Unfortunately, this is not what Risen and Gerth had reported, right on page one of the Times. If Safire had read what the prize-winners wrote, in paragraph seven he would have read this:

RISEN AND GERTH (paragraph seven): The investigation is continuing, and officials do not know whether the data transferred by Mr. Lee was obtained by another country. [Our emphasis]

Later on, he would have read this:

RISEN AND GERTH: [A]n Energy Department official said that because it remained unclear whether China actually obtained the data, the case at this point “is serious but not of the scope of the W-88.” [Our emphasis]

Nothing in the Risen/Gerth article asserted that China had obtained the data. Safire stated no authority for this new claim, other than the words he attributed to Cox. (Again, the Cox Committee had not investigated the alleged downloading by Lee.)

Soon, excited talkers like Chris Matthews were telling viewers that Lee had “just given away the entire nuclear capacity of the United States” (see THE DAILY HOWLER, 5/27/99).
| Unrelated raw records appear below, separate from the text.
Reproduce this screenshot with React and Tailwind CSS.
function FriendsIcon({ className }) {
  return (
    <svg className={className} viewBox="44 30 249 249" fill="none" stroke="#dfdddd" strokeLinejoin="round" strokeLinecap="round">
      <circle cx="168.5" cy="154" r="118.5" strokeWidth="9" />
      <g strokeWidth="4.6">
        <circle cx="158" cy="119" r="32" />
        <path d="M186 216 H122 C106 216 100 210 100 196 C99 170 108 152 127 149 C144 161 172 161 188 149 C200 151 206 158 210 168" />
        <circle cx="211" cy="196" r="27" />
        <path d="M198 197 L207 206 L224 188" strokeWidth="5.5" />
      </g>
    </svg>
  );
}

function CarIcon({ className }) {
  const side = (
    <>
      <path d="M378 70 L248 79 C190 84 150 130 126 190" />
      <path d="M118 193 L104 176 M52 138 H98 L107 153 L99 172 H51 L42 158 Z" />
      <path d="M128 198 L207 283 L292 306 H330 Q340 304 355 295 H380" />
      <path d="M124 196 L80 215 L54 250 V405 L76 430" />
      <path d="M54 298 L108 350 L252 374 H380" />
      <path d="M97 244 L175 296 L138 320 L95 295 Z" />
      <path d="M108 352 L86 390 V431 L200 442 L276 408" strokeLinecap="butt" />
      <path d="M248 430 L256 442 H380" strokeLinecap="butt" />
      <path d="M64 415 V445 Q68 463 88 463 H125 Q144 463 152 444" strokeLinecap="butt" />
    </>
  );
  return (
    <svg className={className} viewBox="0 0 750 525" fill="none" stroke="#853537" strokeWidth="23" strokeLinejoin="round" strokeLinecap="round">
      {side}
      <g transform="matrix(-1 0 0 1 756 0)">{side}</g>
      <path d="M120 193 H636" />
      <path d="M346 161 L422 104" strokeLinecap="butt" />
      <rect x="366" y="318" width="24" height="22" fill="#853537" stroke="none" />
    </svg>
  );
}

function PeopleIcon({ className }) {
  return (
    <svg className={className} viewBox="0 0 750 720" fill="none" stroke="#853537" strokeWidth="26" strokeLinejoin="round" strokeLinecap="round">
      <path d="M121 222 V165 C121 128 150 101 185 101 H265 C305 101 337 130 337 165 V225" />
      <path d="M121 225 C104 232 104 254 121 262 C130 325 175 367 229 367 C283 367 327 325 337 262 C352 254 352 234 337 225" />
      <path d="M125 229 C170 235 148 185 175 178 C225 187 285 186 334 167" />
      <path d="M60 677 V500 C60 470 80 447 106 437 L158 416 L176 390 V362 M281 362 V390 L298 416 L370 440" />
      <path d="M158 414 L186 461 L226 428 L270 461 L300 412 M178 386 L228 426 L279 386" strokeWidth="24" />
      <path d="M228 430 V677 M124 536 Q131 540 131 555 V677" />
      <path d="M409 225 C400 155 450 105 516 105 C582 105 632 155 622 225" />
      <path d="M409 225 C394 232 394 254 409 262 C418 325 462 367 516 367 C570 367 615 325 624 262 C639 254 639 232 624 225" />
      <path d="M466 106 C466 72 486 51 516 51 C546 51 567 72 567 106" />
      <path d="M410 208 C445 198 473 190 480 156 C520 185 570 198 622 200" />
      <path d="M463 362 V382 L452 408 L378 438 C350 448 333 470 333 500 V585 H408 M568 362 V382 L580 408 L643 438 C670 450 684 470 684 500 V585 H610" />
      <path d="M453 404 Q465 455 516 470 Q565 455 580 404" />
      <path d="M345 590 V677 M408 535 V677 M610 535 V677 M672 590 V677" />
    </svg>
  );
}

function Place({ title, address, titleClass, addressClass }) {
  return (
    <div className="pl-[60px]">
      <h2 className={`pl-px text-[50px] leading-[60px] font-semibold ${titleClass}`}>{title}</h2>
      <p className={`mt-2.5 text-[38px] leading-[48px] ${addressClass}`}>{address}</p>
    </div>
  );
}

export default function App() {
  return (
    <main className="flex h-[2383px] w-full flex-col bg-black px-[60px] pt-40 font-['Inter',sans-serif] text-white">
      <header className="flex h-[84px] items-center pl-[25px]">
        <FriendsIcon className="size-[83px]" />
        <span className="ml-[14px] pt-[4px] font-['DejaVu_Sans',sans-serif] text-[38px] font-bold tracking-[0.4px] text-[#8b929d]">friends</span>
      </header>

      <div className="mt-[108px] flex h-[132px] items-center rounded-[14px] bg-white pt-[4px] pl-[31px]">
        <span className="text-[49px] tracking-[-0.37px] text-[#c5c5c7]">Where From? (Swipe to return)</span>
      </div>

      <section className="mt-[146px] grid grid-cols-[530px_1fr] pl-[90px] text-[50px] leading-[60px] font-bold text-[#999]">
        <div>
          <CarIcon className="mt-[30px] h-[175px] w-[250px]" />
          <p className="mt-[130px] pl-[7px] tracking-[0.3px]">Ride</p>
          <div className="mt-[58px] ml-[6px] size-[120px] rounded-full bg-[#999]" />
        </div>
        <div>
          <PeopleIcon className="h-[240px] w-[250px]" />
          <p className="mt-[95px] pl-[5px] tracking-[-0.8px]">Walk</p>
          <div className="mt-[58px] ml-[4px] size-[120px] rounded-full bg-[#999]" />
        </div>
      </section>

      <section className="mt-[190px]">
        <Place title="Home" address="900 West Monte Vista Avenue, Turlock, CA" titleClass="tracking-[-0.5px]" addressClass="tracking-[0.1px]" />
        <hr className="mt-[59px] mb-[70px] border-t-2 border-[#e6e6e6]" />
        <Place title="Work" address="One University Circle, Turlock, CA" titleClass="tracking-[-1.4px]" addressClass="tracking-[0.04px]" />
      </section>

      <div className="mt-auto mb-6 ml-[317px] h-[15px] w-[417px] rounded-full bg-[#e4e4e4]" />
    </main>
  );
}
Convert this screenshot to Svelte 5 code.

It had just been a week since the talker’s false accusations against a journalist had led to a gun incident in the journalist’s garage.

In the weeks since Safire wrote his column, it has been reported, again and again, that no one knows if China obtained the downloaded data. It has been frequently reported that Lee’s reasons for the downloading are still not clear.

Kondracke should have known these facts when he questioned Richardson on FNS. But Safire’s bungling still takes the cake--and pointed the way for the bungling that would come.

Smile-a-while: We chuckled over Safire’s early construction (from above):

SAFIRE: We are now informed...that the codes...were allegedly downloaded by Wan [sic] Ho Lee.

We have been “informed”--of an allegation. In paragraph 3, Safire admits he doesn’t know if the downloading even occurred. A few paragraphs later, the crafty scribe has the data all over the world.

So we see the laughable intellectual standards of the world’s most important public discourse.

Does Safire have editors at the New York Times? Do they read the paper’s page one stories?